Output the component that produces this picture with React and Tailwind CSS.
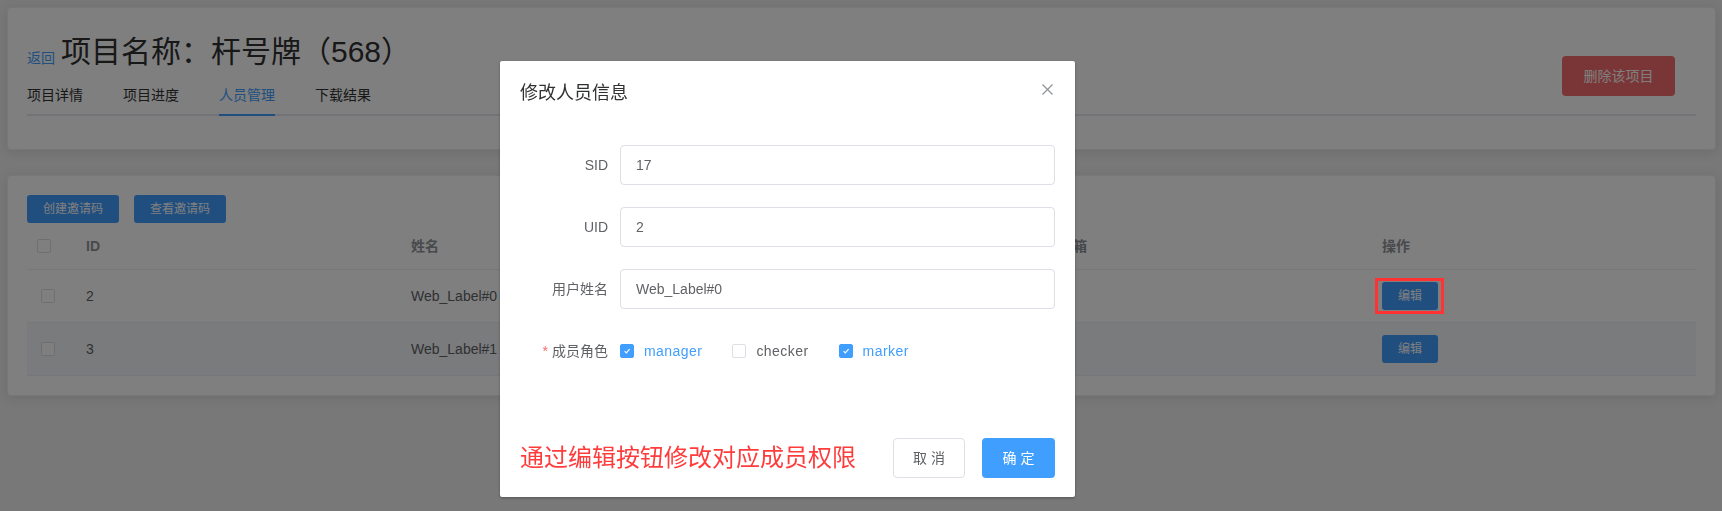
import React from 'react';

const font = "font-['Liberation_Sans','Noto_Sans_CJK_SC',sans-serif]";

function Box({ checked }) {
  // element-style checkbox
  if (checked) {
    return (
      <span className="w-[14px] h-[14px] rounded-[2px] bg-[#409eff] border border-[#409eff] flex items-center justify-center shrink-0">
        <svg width="10" height="10" viewBox="0 0 10 10" fill="none">
          <path d="M2.6 5.2 L4.3 6.9 L7.6 3.1" stroke="#fff" strokeWidth="1.1" />
        </svg>
      </span>
    );
  }
  return <span className="w-[14px] h-[14px] rounded-[2px] bg-white border border-[#dcdfe6] shrink-0 block" />;
}

const members = [
  { id: 2, name: 'Web_Label#0' },
  { id: 3, name: 'Web_Label#1', hover: true },
];

const cols = 'grid grid-cols-[49px_325px_648px_323px_1fr]';

export default function App() {
  return (
    <div className={`${font} relative min-h-[511px] bg-[#f0f0f0] pt-[7px] pb-[20px] text-[#606266]`}>
      {/* header card */}
      <div className="ml-[7px] mr-[6px] h-[143px] bg-white rounded-[4px] border border-[#ebeef5] shadow-[0_2px_12px_0_rgba(0,0,0,0.1)] px-[19px] pt-[19px]">
        <div className="h-[49px] flex justify-between items-start">
          <div className="flex items-end h-[47px] gap-[6px]">
            <a className="text-[14px] text-[#409eff] leading-[20px] mb-[6px]">返回</a>
            <h1 className="text-[30px] leading-[45px] text-[#303133]">项目名称：杆号牌（568）</h1>
          </div>
          <button className="mt-[29px] mr-[21px] h-[40px] w-[113px] rounded-[4px] bg-[#f56c6c] text-white text-[14px]">删除该项目</button>
        </div>
        <div className="flex border-b-2 border-[#e4e7ed]">
          {['项目详情', '项目进度', '人员管理', '下载结果'].map((t, i) => (
            <div key={t} className={`-mb-[2px] ${i === 0 ? 'pr-[20px]' : 'px-[20px]'}`}>
              <span className={`block text-[14px] leading-[38px] border-b-2 ${t === '人员管理' ? 'text-[#409eff] border-[#409eff]' : 'text-[#303133] border-transparent'}`}>{t}</span>
            </div>
          ))}
        </div>
      </div>

      {/* members card */}
      <div className="mt-[25px] ml-[7px] mr-[6px] bg-white rounded-[4px] border border-[#ebeef5] shadow-[0_2px_12px_0_rgba(0,0,0,0.1)] px-[19px] pt-[19px] pb-[19px]">
        <div className="flex gap-[15px]">
          <button className="h-[28px] w-[92px] rounded-[3px] bg-[#409eff] text-white text-[12px]">创建邀请码</button>
          <button className="h-[28px] w-[92px] rounded-[3px] bg-[#409eff] text-white text-[12px]">查看邀请码</button>
        </div>
        <div className="text-[14px]">
          <div className={`${cols} h-[47px] items-center border-b border-[#ebeef5] font-bold text-[#909399]`}>
            <div className="pl-[10px]"><Box /></div>
            <div className="pl-[10px]">ID</div>
            <div className="pl-[10px]">姓名</div>
            <div className="pl-[10px]">邮箱</div>
            <div className="pl-[10px]">操作</div>
          </div>
          {members.map((m, i) => (
            <div key={m.id} className={`${cols} h-[53px] items-center border-b border-[#ebeef5] ${m.hover ? 'bg-[#f5f7fa]' : ''}`}>
              <div className="pl-[14px]"><Box /></div>
              <div className="pl-[10px]">{m.id}</div>
              <div className="pl-[10px]">{m.name}</div>
              <div className="pl-[10px]"></div>
              <div className="pl-[10px]">
                <span className="relative inline-block">
                  <button className="h-[28px] w-[56px] rounded-[3px] bg-[#409eff] text-white text-[12px] block">编辑</button>
                  {i === 0 && (
                    <span className="absolute z-30 -left-[7px] -top-[4px] w-[69px] h-[36px] border-[3px] border-[#ff3333]" />
                  )}
                </span>
              </div>
            </div>
          ))}
        </div>
      </div>

      {/* modal mask */}
      <div className="fixed inset-0 z-10 bg-black/50" />

      {/* dialog */}
      <div className="fixed z-20 left-[500px] top-[61px] w-[575px] bg-white rounded-[2px] shadow-[0_1px_3px_rgba(0,0,0,0.3)]">
        <div className="relative px-[20px] pt-[20px] pb-[10px]">
          <span className="block text-[18px] leading-[24px] text-[#303133]">修改人员信息</span>
          <svg className="absolute right-[22px] top-[23px]" width="11" height="11" viewBox="0 0 11 11" fill="none">
            <path d="M0.5 0.5 L10.5 10.5 M10.5 0.5 L0.5 10.5" stroke="#909399" strokeWidth="1.2" />
          </svg>
        </div>
        <div className="px-[20px] py-[30px] text-[14px]">
          {[['SID', '17'], ['UID', '2'], ['用户姓名', 'Web_Label#0']].map(([l, v]) => (
            <div key={l} className="flex mb-[22px]">
              <label className="w-[100px] pr-[12px] text-right leading-[40px] text-[#606266]">{l}</label>
              <div className="flex-1 h-[40px] border border-[#dcdfe6] rounded-[4px] px-[15px] flex items-center text-[#606266]">{v}</div>
            </div>
          ))}
          <div className="flex mb-[22px]">
            <label className="w-[100px] pr-[12px] text-right leading-[40px] text-[#606266]">
              <span className="text-[#f56c6c] mr-[4px]">*</span>成员角色
            </label>
            <div className="flex items-center h-[40px]">
              {[['manager', true], ['checker', false], ['marker', true]].map(([r, c]) => (
                <div key={r} className="flex items-center mr-[30px]">
                  <Box checked={c} />
                  <span className={`pl-[10px] tracking-[0.45px] ${c ? 'text-[#409eff]' : 'text-[#606266]'}`}>{r}</span>
                </div>
              ))}
            </div>
          </div>
        </div>
        <div className="flex items-center justify-between px-[20px] pt-[15px] pb-[19px]">
          <span className="text-[24px] text-[#ff3c3c] leading-[32px]">通过编辑按钮修改对应成员权限</span>
          <div className="flex">
            <button className="h-[40px] w-[72px] border border-[#dcdfe6] rounded-[4px] bg-white text-[14px] text-[#606266]">取 消</button>
            <button className="ml-[17px] h-[40px] w-[73px] rounded-[4px] bg-[#409eff] text-[14px] text-white">确 定</button>
          </div>
        </div>
      </div>
    </div>
  );
}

------------------------

Instructions for the task.
Reproduce the full listing above verbatim, with no pictures included.

Answer to the problem.
Output the component that produces this picture with React and Tailwind CSS.
import React from 'react';

const font = "font-['Liberation_Sans','Noto_Sans_CJK_SC',sans-serif]";

function Box({ checked }) {
  // element-style checkbox
  if (checked) {
    return (
      <span className="w-[14px] h-[14px] rounded-[2px] bg-[#409eff] border border-[#409eff] flex items-center justify-center shrink-0">
        <svg width="10" height="10" viewBox="0 0 10 10" fill="none">
          <path d="M2.6 5.2 L4.3 6.9 L7.6 3.1" stroke="#fff" strokeWidth="1.1" />
        </svg>
      </span>
    );
  }
  return <span className="w-[14px] h-[14px] rounded-[2px] bg-white border border-[#dcdfe6] shrink-0 block" />;
}

const members = [
  { id: 2, name: 'Web_Label#0' },
  { id: 3, name: 'Web_Label#1', hover: true },
];

const cols = 'grid grid-cols-[49px_325px_648px_323px_1fr]';

export default function App() {
  return (
    <div className={`${font} relative min-h-[511px] bg-[#f0f0f0] pt-[7px] pb-[20px] text-[#606266]`}>
      {/* header card */}
      <div className="ml-[7px] mr-[6px] h-[143px] bg-white rounded-[4px] border border-[#ebeef5] shadow-[0_2px_12px_0_rgba(0,0,0,0.1)] px-[19px] pt-[19px]">
        <div className="h-[49px] flex justify-between items-start">
          <div className="flex items-end h-[47px] gap-[6px]">
            <a className="text-[14px] text-[#409eff] leading-[20px] mb-[6px]">返回</a>
            <h1 className="text-[30px] leading-[45px] text-[#303133]">项目名称：杆号牌（568）</h1>
          </div>
          <button className="mt-[29px] mr-[21px] h-[40px] w-[113px] rounded-[4px] bg-[#f56c6c] text-white text-[14px]">删除该项目</button>
        </div>
        <div className="flex border-b-2 border-[#e4e7ed]">
          {['项目详情', '项目进度', '人员管理', '下载结果'].map((t, i) => (
            <div key={t} className={`-mb-[2px] ${i === 0 ? 'pr-[20px]' : 'px-[20px]'}`}>
              <span className={`block text-[14px] leading-[38px] border-b-2 ${t === '人员管理' ? 'text-[#409eff] border-[#409eff]' : 'text-[#303133] border-transparent'}`}>{t}</span>
            </div>
          ))}
        </div>
      </div>

      {/* members card */}
      <div className="mt-[25px] ml-[7px] mr-[6px] bg-white rounded-[4px] border border-[#ebeef5] shadow-[0_2px_12px_0_rgba(0,0,0,0.1)] px-[19px] pt-[19px] pb-[19px]">
        <div className="flex gap-[15px]">
          <button className="h-[28px] w-[92px] rounded-[3px] bg-[#409eff] text-white text-[12px]">创建邀请码</button>
          <button className="h-[28px] w-[92px] rounded-[3px] bg-[#409eff] text-white text-[12px]">查看邀请码</button>
        </div>
        <div className="text-[14px]">
          <div className={`${cols} h-[47px] items-center border-b border-[#ebeef5] font-bold text-[#909399]`}>
            <div className="pl-[10px]"><Box /></div>
            <div className="pl-[10px]">ID</div>
            <div className="pl-[10px]">姓名</div>
            <div className="pl-[10px]">邮箱</div>
            <div className="pl-[10px]">操作</div>
          </div>
          {members.map((m, i) => (
            <div key={m.id} className={`${cols} h-[53px] items-center border-b border-[#ebeef5] ${m.hover ? 'bg-[#f5f7fa]' : ''}`}>
              <div className="pl-[14px]"><Box /></div>
              <div className="pl-[10px]">{m.id}</div>
              <div className="pl-[10px]">{m.name}</div>
              <div className="pl-[10px]"></div>
              <div className="pl-[10px]">
                <span className="relative inline-block">
                  <button className="h-[28px] w-[56px] rounded-[3px] bg-[#409eff] text-white text-[12px] block">编辑</button>
                  {i === 0 && (
                    <span className="absolute z-30 -left-[7px] -top-[4px] w-[69px] h-[36px] border-[3px] border-[#ff3333]" />
                  )}
                </span>
              </div>
            </div>
          ))}
        </div>
      </div>

      {/* modal mask */}
      <div className="fixed inset-0 z-10 bg-black/50" />

      {/* dialog */}
      <div className="fixed z-20 left-[500px] top-[61px] w-[575px] bg-white rounded-[2px] shadow-[0_1px_3px_rgba(0,0,0,0.3)]">
        <div className="relative px-[20px] pt-[20px] pb-[10px]">
          <span className="block text-[18px] leading-[24px] text-[#303133]">修改人员信息</span>
          <svg className="absolute right-[22px] top-[23px]" width="11" height="11" viewBox="0 0 11 11" fill="none">
            <path d="M0.5 0.5 L10.5 10.5 M10.5 0.5 L0.5 10.5" stroke="#909399" strokeWidth="1.2" />
          </svg>
        </div>
        <div className="px-[20px] py-[30px] text-[14px]">
          {[['SID', '17'], ['UID', '2'], ['用户姓名', 'Web_Label#0']].map(([l, v]) => (
            <div key={l} className="flex mb-[22px]">
              <label className="w-[100px] pr-[12px] text-right leading-[40px] text-[#606266]">{l}</label>
              <div className="flex-1 h-[40px] border border-[#dcdfe6] rounded-[4px] px-[15px] flex items-center text-[#606266]">{v}</div>
            </div>
          ))}
          <div className="flex mb-[22px]">
            <label className="w-[100px] pr-[12px] text-right leading-[40px] text-[#606266]">
              <span className="text-[#f56c6c] mr-[4px]">*</span>成员角色
            </label>
            <div className="flex items-center h-[40px]">
              {[['manager', true], ['checker', false], ['marker', true]].map(([r, c]) => (
                <div key={r} className="flex items-center mr-[30px]">
                  <Box checked={c} />
                  <span className={`pl-[10px] tracking-[0.45px] ${c ? 'text-[#409eff]' : 'text-[#606266]'}`}>{r}</span>
                </div>
              ))}
            </div>
          </div>
        </div>
        <div className="flex items-center justify-between px-[20px] pt-[15px] pb-[19px]">
          <span className="text-[24px] text-[#ff3c3c] leading-[32px]">通过编辑按钮修改对应成员权限</span>
          <div className="flex">
            <button className="h-[40px] w-[72px] border border-[#dcdfe6] rounded-[4px] bg-white text-[14px] text-[#606266]">取 消</button>
            <button className="ml-[17px] h-[40px] w-[73px] rounded-[4px] bg-[#409eff] text-[14px] text-white">确 定</button>
          </div>
        </div>
      </div>
    </div>
  );
}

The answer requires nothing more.